### DATASET SECTION
------------------------------
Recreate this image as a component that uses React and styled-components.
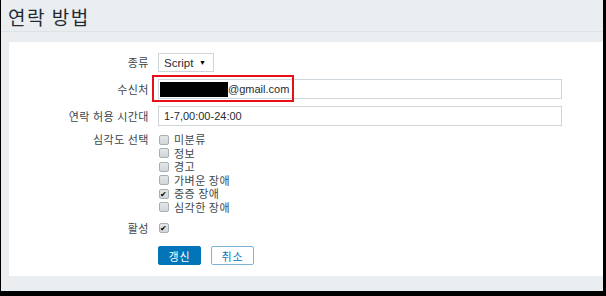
import React from 'react'
import styled, { createGlobalStyle } from 'styled-components'

const GlobalStyle = createGlobalStyle`
  html, body {
    margin: 0;
    padding: 0;
    background: #000;
  }
`

const Frame = styled.div`
  width: 606px;
  height: 296px;
  box-sizing: border-box;
  padding: 0 3px 5px 1px;
  background: #000;
`

const Screen = styled.div`
  height: 100%;
  background: #ebeef0;
  display: flex;
  flex-direction: column;
  font-family: "Liberation Sans", "Noto Sans CJK KR", sans-serif;
  color: #1f2c33;
`

const Header = styled.div`
  height: 32px;
  box-sizing: border-box;
  border-bottom: 1px solid #dde2e5;
  padding: 5px 0 0 7px;
  font-family: "Noto Sans CJK KR", sans-serif;
  font-size: 19px;
  line-height: 23px;
  letter-spacing: 1.5px;
  color: #1f2c33;
`

const Card = styled.div`
  margin: 10px 0 0 8px;
  height: 234px;
  box-sizing: border-box;
  background: #fff;
  padding: 11px 0 0 0;
  display: grid;
  grid-template-columns: 140px 1fr;
  grid-template-rows: 19px 20px 20px 81px 14px 19px;
  column-gap: 9px;
  row-gap: 7px;
  align-items: start;
`

const Label = styled.div`
  height: ${({ h }) => h || 19}px;
  text-align: right;
  font-family: "Noto Sans CJK KR", sans-serif;
  font-size: 11px;
  line-height: ${({ h }) => h || 19}px;
  color: #3b474d;
  letter-spacing: 0.5px;
  white-space: nowrap;
`

const Field = styled.div`
  position: relative;
  display: flex;
  align-items: center;
  padding-right: ${({ right }) => right || 0}px;
`

const Select = styled.div`
  width: 56px;
  height: 19px;
  box-sizing: border-box;
  border: 1px solid #cfd6db;
  display: flex;
  align-items: center;
  justify-content: space-between;
  padding: 0 7px 0 5px;
  font-size: 11.5px;
  color: #1f2c33;
`

const Caret = styled.span`
  font-size: 7px;
  color: #000;
`

const Input = styled.div`
  flex: 1;
  height: 20px;
  box-sizing: border-box;
  border: 1px solid #cfd6db;
  display: flex;
  align-items: center;
  padding-left: ${({ pad }) => pad || 5}px;
  font-size: 11px;
  color: #1f2c33;
`

const Redacted = styled.span`
  display: inline-block;
  width: 68px;
  height: 15px;
  background: #000;
`

const Highlight = styled.div`
  position: absolute;
  left: -6px;
  top: -4px;
  width: 142px;
  height: 27px;
  box-sizing: border-box;
  border: 2px solid #e5101a;
  pointer-events: none;
`

const CheckList = styled.div`
  display: flex;
  flex-direction: column;
`

const CheckRow = styled.div`
  display: flex;
  align-items: center;
  height: ${({ h }) => h || 13.5}px;
  line-height: ${({ h }) => h || 13.5}px;
  gap: 5px;
  font-family: "Noto Sans CJK KR", sans-serif;
  font-size: 11px;
  color: #3b474d;
  letter-spacing: 0.5px;
`

const Box = styled.span`
  width: 10px;
  height: 10px;
  margin-left: 1px;
  box-sizing: border-box;
  border: 1px solid #a9b0b4;
  border-radius: 2px;
  background: linear-gradient(#e4e6e8, #d2d6d9);
  display: flex;
  align-items: center;
  justify-content: center;
  font-size: 8px;
  line-height: 1;
  color: #000;
`

const Buttons = styled.div`
  grid-column: 2;
  display: flex;
  gap: 10px;
  margin-top: 4px;
`

const Button = styled.div`
  width: 43px;
  height: 19px;
  box-sizing: border-box;
  border-radius: 2px;
  border: 1px solid ${({ primary }) => (primary ? '#0275b8' : '#7fb4da')};
  background: ${({ primary }) => (primary ? '#0275b8' : '#fff')};
  color: ${({ primary }) => (primary ? '#fff' : '#0275b8')};
  font-family: "Noto Sans CJK KR", sans-serif;
  font-size: 11px;
  display: flex;
  align-items: center;
  justify-content: center;
  letter-spacing: 1px;
`

const severities = [
  { name: '미분류', checked: false },
  { name: '정보', checked: false },
  { name: '경고', checked: false },
  { name: '가벼운 장애', checked: false },
  { name: '중증 장애', checked: true },
  { name: '심각한 장애', checked: false },
]

const App = () => (
  <>
    <GlobalStyle />
    <Frame>
      <Screen>
        <Header>연락 방법</Header>
        <Card>
          <Label>종류</Label>
          <Field>
            <Select>
              Script <Caret>▼</Caret>
            </Select>
          </Field>

          <Label h={20}>수신처</Label>
          <Field right={41}>
            <Input pad={1}>
              <Redacted />
              @gmail.com
            </Input>
            <Highlight />
          </Field>

          <Label h={20}>연락 허용 시간대</Label>
          <Field right={41}>
            <Input>1-7,00:00-24:00</Input>
          </Field>

          <Label h={13.5}>심각도 선택</Label>
          <CheckList>
            {severities.map((s) => (
              <CheckRow key={s.name}>
                <Box>{s.checked ? '✔' : ''}</Box>
                {s.name}
              </CheckRow>
            ))}
          </CheckList>

          <Label h={14}>활성</Label>
          <CheckRow h={14}>
            <Box>✔</Box>
          </CheckRow>

          <Buttons>
            <Button primary>갱신</Button>
            <Button>취소</Button>
          </Buttons>
        </Card>
      </Screen>
    </Frame>
  </>
)

export default App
------------------------------
### WORK TO BE COMPLETED
Print out the material word for word, omitting the pictures.

### CORRECT RESULT
Recreate this image as a component that uses React and styled-components.
import React from 'react'
import styled, { createGlobalStyle } from 'styled-components'

const GlobalStyle = createGlobalStyle`
  html, body {
    margin: 0;
    padding: 0;
    background: #000;
  }
`

const Frame = styled.div`
  width: 606px;
  height: 296px;
  box-sizing: border-box;
  padding: 0 3px 5px 1px;
  background: #000;
`

const Screen = styled.div`
  height: 100%;
  background: #ebeef0;
  display: flex;
  flex-direction: column;
  font-family: "Liberation Sans", "Noto Sans CJK KR", sans-serif;
  color: #1f2c33;
`

const Header = styled.div`
  height: 32px;
  box-sizing: border-box;
  border-bottom: 1px solid #dde2e5;
  padding: 5px 0 0 7px;
  font-family: "Noto Sans CJK KR", sans-serif;
  font-size: 19px;
  line-height: 23px;
  letter-spacing: 1.5px;
  color: #1f2c33;
`

const Card = styled.div`
  margin: 10px 0 0 8px;
  height: 234px;
  box-sizing: border-box;
  background: #fff;
  padding: 11px 0 0 0;
  display: grid;
  grid-template-columns: 140px 1fr;
  grid-template-rows: 19px 20px 20px 81px 14px 19px;
  column-gap: 9px;
  row-gap: 7px;
  align-items: start;
`

const Label = styled.div`
  height: ${({ h }) => h || 19}px;
  text-align: right;
  font-family: "Noto Sans CJK KR", sans-serif;
  font-size: 11px;
  line-height: ${({ h }) => h || 19}px;
  color: #3b474d;
  letter-spacing: 0.5px;
  white-space: nowrap;
`

const Field = styled.div`
  position: relative;
  display: flex;
  align-items: center;
  padding-right: ${({ right }) => right || 0}px;
`

const Select = styled.div`
  width: 56px;
  height: 19px;
  box-sizing: border-box;
  border: 1px solid #cfd6db;
  display: flex;
  align-items: center;
  justify-content: space-between;
  padding: 0 7px 0 5px;
  font-size: 11.5px;
  color: #1f2c33;
`

const Caret = styled.span`
  font-size: 7px;
  color: #000;
`

const Input = styled.div`
  flex: 1;
  height: 20px;
  box-sizing: border-box;
  border: 1px solid #cfd6db;
  display: flex;
  align-items: center;
  padding-left: ${({ pad }) => pad || 5}px;
  font-size: 11px;
  color: #1f2c33;
`

const Redacted = styled.span`
  display: inline-block;
  width: 68px;
  height: 15px;
  background: #000;
`

const Highlight = styled.div`
  position: absolute;
  left: -6px;
  top: -4px;
  width: 142px;
  height: 27px;
  box-sizing: border-box;
  border: 2px solid #e5101a;
  pointer-events: none;
`

const CheckList = styled.div`
  display: flex;
  flex-direction: column;
`

const CheckRow = styled.div`
  display: flex;
  align-items: center;
  height: ${({ h }) => h || 13.5}px;
  line-height: ${({ h }) => h || 13.5}px;
  gap: 5px;
  font-family: "Noto Sans CJK KR", sans-serif;
  font-size: 11px;
  color: #3b474d;
  letter-spacing: 0.5px;
`

const Box = styled.span`
  width: 10px;
  height: 10px;
  margin-left: 1px;
  box-sizing: border-box;
  border: 1px solid #a9b0b4;
  border-radius: 2px;
  background: linear-gradient(#e4e6e8, #d2d6d9);
  display: flex;
  align-items: center;
  justify-content: center;
  font-size: 8px;
  line-height: 1;
  color: #000;
`

const Buttons = styled.div`
  grid-column: 2;
  display: flex;
  gap: 10px;
  margin-top: 4px;
`

const Button = styled.div`
  width: 43px;
  height: 19px;
  box-sizing: border-box;
  border-radius: 2px;
  border: 1px solid ${({ primary }) => (primary ? '#0275b8' : '#7fb4da')};
  background: ${({ primary }) => (primary ? '#0275b8' : '#fff')};
  color: ${({ primary }) => (primary ? '#fff' : '#0275b8')};
  font-family: "Noto Sans CJK KR", sans-serif;
  font-size: 11px;
  display: flex;
  align-items: center;
  justify-content: center;
  letter-spacing: 1px;
`

const severities = [
  { name: '미분류', checked: false },
  { name: '정보', checked: false },
  { name: '경고', checked: false },
  { name: '가벼운 장애', checked: false },
  { name: '중증 장애', checked: true },
  { name: '심각한 장애', checked: false },
]

const App = () => (
  <>
    <GlobalStyle />
    <Frame>
      <Screen>
        <Header>연락 방법</Header>
        <Card>
          <Label>종류</Label>
          <Field>
            <Select>
              Script <Caret>▼</Caret>
            </Select>
          </Field>

          <Label h={20}>수신처</Label>
          <Field right={41}>
            <Input pad={1}>
              <Redacted />
              @gmail.com
            </Input>
            <Highlight />
          </Field>

          <Label h={20}>연락 허용 시간대</Label>
          <Field right={41}>
            <Input>1-7,00:00-24:00</Input>
          </Field>

          <Label h={13.5}>심각도 선택</Label>
          <CheckList>
            {severities.map((s) => (
              <CheckRow key={s.name}>
                <Box>{s.checked ? '✔' : ''}</Box>
                {s.name}
              </CheckRow>
            ))}
          </CheckList>

          <Label h={14}>활성</Label>
          <CheckRow h={14}>
            <Box>✔</Box>
          </CheckRow>

          <Buttons>
            <Button primary>갱신</Button>
            <Button>취소</Button>
          </Buttons>
        </Card>
      </Screen>
    </Frame>
  </>
)

export default App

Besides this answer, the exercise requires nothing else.